I'm running a registry using the official simple way of securing it: https://github.com/docker/distribution/blob/master/docs/deploying.md#native-basic-auth
This is simply adding basic auth to the builtin web server - Having the frontend support this would be really useful.
In another project (or a previous version of this project) all the API requests were done from the clientside javascript which means authentication was handled by the browser (i.e. it just showed a login dialog)
I would love to see this implemented, most of the registries require auth and guruvan solution doesn't work for me. Linking the containers and using port 5000 also requires user and password
+1
+1
+1, same for me
+1
+1
+1
+1
+111111
+1111111
+1 for a built-in auth solution.
I run the https://hub.docker.com/_/registry/ behind an nginx proxy (https://hub.docker.com/r/jwilder/nginx-proxy/) secured with a basic auth + the let's encrypt companion (https://hub.docker.com/r/jrcs/letsencrypt-nginx-proxy-companion/). Everything works fine for the registry. Tried the workaround solution from guruvan but without success the first time; there were some cookies recorded at first attempt with real URL. Once purged; repositories were shown with success.
+1 registry is not modifiable and not on same host!
This issue seems a bit stale but I am dealing with the same issue. This is an enhancement request and I would propose the following approach be used.
Add two new environment variables: BACKEND_USER and BACKEND_PASSWORD. If these are set, create an authorization header and send that header with all calls to the backend registry API V2 server.
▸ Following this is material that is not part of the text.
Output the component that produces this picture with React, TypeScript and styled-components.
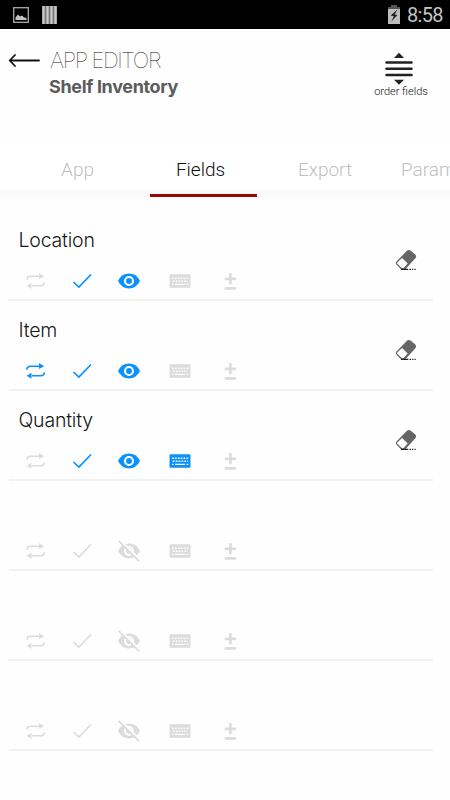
import React from 'react';
import styled, { createGlobalStyle } from 'styled-components';

const BLUE = '#0a91fb';
const GREY = '#dcdcdc';

const GlobalStyle = createGlobalStyle`
  * { box-sizing: border-box; }
  body { margin: 0; background: #fefefe; overflow: hidden; }
  svg { display: block; flex: none; }
`;

const Screen = styled.main`
  width: 450px;
  height: 800px;
  display: flex;
  flex-direction: column;
  overflow: hidden;
  background: #fefefe;
  font-family: Inter, sans-serif;
`;

const StatusBar = styled.div`
  height: 29px;
  flex: none;
  display: flex;
  align-items: center;
  padding: 0 7px 0 13px;
  background: #000;
`;

const Notifications = styled.div`
  display: flex;
  align-items: center;
  gap: 13px;
  flex: 1;
`;

const Clock = styled.time`
  width: 36px;
  margin-left: 7px;
  white-space: nowrap;
  color: #c4c4c4;
  font: 400 20px/29px Roboto, sans-serif;
  letter-spacing: -0.7px;
  padding-top: 2px;
`;

const Header = styled.header`
  height: 116px;
  flex: none;
  display: flex;
  padding: 18px 21px 0 8px;
`;

const BackButton = styled.button`
  display: flex;
  align-items: flex-start;
  width: 32px;
  height: 26px;
  padding: 6px 0 0;
  border: 0;
  background: none;
`;

const Titles = styled.div`
  flex: 1;
  padding-left: 9px;
`;

const Overline = styled.div`
  padding-left: 1px;
  color: #111;
  font-size: 22px;
  font-weight: 100;
  line-height: 26px;
  letter-spacing: -1.38px;
`;

const Title = styled.h1`
  margin: 0;
  color: #5c5c5c;
  font-size: 18px;
  font-weight: 700;
  line-height: 27px;
  letter-spacing: -0.35px;
`;

const OrderButton = styled.button`
  display: flex;
  flex-direction: column;
  align-items: center;
  width: 56px;
  padding: 5px 0 0;
  border: 0;
  background: none;
  color: #111;
  font: 350 11px/13px Roboto, sans-serif;
  white-space: nowrap;
  svg { margin: 0 5px 0 0; }
`;

const Tabs = styled.nav`
  height: 45px;
  flex: none;
  display: flex;
  padding-left: 28px;
  background: #fff;
`;

const Tab = styled.div<{ $width: number; $active?: boolean; $start?: boolean }>`
  width: ${p => p.$width}px;
  flex: none;
  padding-top: 13px;
  text-align: ${p => (p.$start ? 'left' : 'center')};
  padding-left: ${p => (p.$start ? 25 : 0)}px;
  color: ${p => (p.$active ? '#111' : '#bfbfbf')};
  font: 350 19px/24px Roboto, sans-serif;
`;

const TabShade = styled.div`
  height: 20px;
  flex: none;
  padding: 4px 0 0 150px;
  background: linear-gradient(#f9f9f9, #fefefe 12px);
`;

const Indicator = styled.div`
  width: 107px;
  height: 3px;
  background: #990808;
`;

const FieldList = styled.section`
  display: flex;
  flex-direction: column;
  padding: 1px 17px 0 9px;
`;

const FieldRow = styled.article`
  height: 90px;
  flex: none;
  display: flex;
  border-bottom: 2px solid #f2f2f2;
`;

const FieldBody = styled.div`
  flex: 1;
  padding: 15px 0 0 9px;
`;

const FieldName = styled.div`
  height: 46px;
  padding-left: 0.5px;
  color: #181818;
  font-size: 19.5px;
  font-weight: 300;
  line-height: 28px;
  letter-spacing: -0.2px;
`;

const Options = styled.div`
  display: flex;
  align-items: center;
  height: 18px;
  padding-left: 7px;
`;

const Option = styled.span<{ $on?: boolean; $gap?: number }>`
  display: flex;
  margin-right: ${p => p.$gap ?? 0}px;
  color: ${p => (p.$on ? BLUE : GREY)};
`;

const EraseButton = styled.button`
  width: 38px;
  padding: 38px 0 0;
  border: 0;
  background: none;
  display: flex;
  align-items: flex-start;
`;

const PictureIcon = () => (
  <svg width="16" height="16" viewBox="0 0 16 16">
    <rect x=".7" y=".7" width="14.6" height="14.6" fill="none" stroke="#aaa" strokeWidth="1.3" />
    <path d="M2.5 13V10.5L5 7.5 7 9.5 9 8.5 11 10.5 13.5 10.7V13z" fill="#c4c4c4" />
  </svg>
);

const BarsIcon = () => (
  <svg width="15" height="18" viewBox="0 0 15 18">
    <path d="M0 0H15V18H0z" fill="#777" />
    <path d="M1.5 0V18M5.5 0V18M9.5 0V18M13.5 0V18" stroke="#c8c8c8" strokeWidth="2.3" />
  </svg>
);

const BatteryIcon = () => (
  <svg width="12" height="19" viewBox="0 0 12 19">
    <path d="M3 0H9V2H12V5H0V2H3z" fill="#555" />
    <path d="M0 4H12V19H0z" fill="#bcbcbc" />
    <path d="M9.5 4.5 2.6 10.6l3.2.6L3.4 16.5 9.4 9.9l-2.7-.5z" fill="#222" />
  </svg>
);

const BackIcon = () => (
  <svg width="32" height="16" viewBox="0 0 32 16" fill="none" stroke="#111" strokeWidth="1.8" strokeLinecap="round" strokeLinejoin="round">
    <path d="M31 7.5H2M7 2 1.7 7.5 7 13" />
  </svg>
);

const OrderIcon = () => (
  <svg width="28" height="33" viewBox="0 0 28 33">
    <path d="M14 .7 19 6H9zM9 27.7H19L14 32.8z" fill="#222" />
    <path d="M1.5 10.5H26.5M1.5 16.8H26.5M1.5 23H26.5" stroke="#222" strokeWidth="2.5" strokeLinecap="round" />
  </svg>
);

const RepeatIcon = () => (
  <svg width="21" height="20" viewBox="0 0 21 20">
    <path d="M1.8 8.6Q2.2 5.2 5.4 5.2H15M19.4 11.2Q19.2 14.7 15.8 14.7H7" fill="none" stroke="currentColor" strokeWidth="1.6" />
    <path d="M14 2.1 19.2 5.2 14 7.9zM6.5 11.8 1.6 14.8 6.5 17.8z" fill="currentColor" />
  </svg>
);

const CheckIcon = () => (
  <svg width="20" height="20" viewBox="0 0 20 20">
    <path d="M1.5 11 6.9 16 19 3.5" fill="none" stroke="currentColor" strokeWidth="1.7" />
  </svg>
);

const EyeIcon = ({ hidden }: { hidden: boolean }) => (
  <svg width="24" height="22" viewBox="0 0 24 22">
    <path d="M1 11Q4.7 3.6 12 3.6T23 11Q19.3 18.4 12 18.4T1 11z" fill="currentColor" />
    <circle cx="12" cy="11" r="4" fill="none" stroke="#fefefe" strokeWidth="2.1" />
    {hidden && (
      <>
        <path d="M3 0 24 21" stroke="#fefefe" strokeWidth="2" />
        <path d="M1.6 .8 22.2 21.4" stroke="currentColor" strokeWidth="1.7" />
      </>
    )}
  </svg>
);

const KeyboardIcon = () => (
  <svg width="22" height="14" viewBox="0 0 22 14">
    <rect x=".5" y=".3" width="21" height="13.4" rx="1.2" fill="currentColor" />
    <path d="M3 4.2H19.6M3.8 7.3H19" stroke="#fefefe" strokeWidth="1.5" strokeDasharray="1.7 1.2" />
    <path d="M3 10.4H4.6M6 10.4H16M17.5 10.4H19.3" stroke="#fefefe" strokeWidth="1.2" />
  </svg>
);

const PlusMinusIcon = () => (
  <svg width="14" height="20" viewBox="0 0 14 20">
    <path d="M7.4 3V12.2M2.8 7.8H12M2.8 17.3H12" fill="none" stroke="currentColor" strokeWidth="2.7" strokeLinecap="round" />
  </svg>
);

const EraserIcon = () => (
  <svg width="22" height="22" viewBox="0 0 22 22">
    <path d="M11.9 1.8Q13.8.2 15.8 1.8L20 5.3Q22 7.2 20.3 9.3L10.2 20.4H6.2L1.4 15.6Q.2 14 1.5 12.5z" fill="#666" />
    <path d="M7.1 8.9 12.7 14.4 8.4 19.2H7L2.3 14.7Q1.7 14 2.5 13.2z" fill="#fff" />
    <path d="M6 20.3H13.3M14.6 20.3H16M17.1 20.3H18.3M19.5 20.3H20.7" stroke="#222" strokeWidth="1.2" />
  </svg>
);

interface Field {
  name: string;
  repeat?: boolean;
  required?: boolean;
  visible?: boolean;
  keyboard?: boolean;
}

const fields: Field[] = [
  { name: 'Location', required: true, visible: true },
  { name: 'Item', repeat: true, required: true, visible: true },
  { name: 'Quantity', required: true, visible: true, keyboard: true },
  { name: '' },
  { name: '' },
  { name: '' },
];

export default function App() {
  return (
    <Screen>
      <GlobalStyle />
      <StatusBar>
        <Notifications>
          <PictureIcon />
          <BarsIcon />
        </Notifications>
        <BatteryIcon />
        <Clock>8:58</Clock>
      </StatusBar>
      <Header>
        <BackButton aria-label="Back"><BackIcon /></BackButton>
        <Titles>
          <Overline>APP EDITOR</Overline>
          <Title>Shelf Inventory</Title>
        </Titles>
        <OrderButton><OrderIcon />order fields</OrderButton>
      </Header>
      <Tabs>
        <Tab $width={99}>App</Tab>
        <Tab $width={147} $active>Fields</Tab>
        <Tab $width={102}>Export</Tab>
        <Tab $width={135} $start>Param</Tab>
      </Tabs>
      <TabShade><Indicator /></TabShade>
      <FieldList>
        {fields.map((field, i) => (
          <FieldRow key={i}>
            <FieldBody>
              <FieldName>{field.name}</FieldName>
              <Options>
                <Option $on={field.repeat} $gap={26}><RepeatIcon /></Option>
                <Option $on={field.required} $gap={25}><CheckIcon /></Option>
                <Option $on={field.visible} $gap={28}><EyeIcon hidden={!field.visible} /></Option>
                <Option $on={field.keyboard} $gap={32}><KeyboardIcon /></Option>
                <Option><PlusMinusIcon /></Option>
              </Options>
            </FieldBody>
            {field.name && (
              <EraseButton aria-label={`Clear ${field.name}`}><EraserIcon /></EraseButton>
            )}
          </FieldRow>
        ))}
      </FieldList>
    </Screen>
  );
}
This allows you to service registries that are created using Docker's suggested recipes for registry deployment. They have two, one where their container exposes an SSL endpoint, and another where they use Nginx (with SSL offloading) to frontend an http registry. In both cases the client is expected to send a basic authorization header if the registry is configured for basic auth.
The end result would be the ability to manage any deployed registry whether or not it requires the client to send credentials.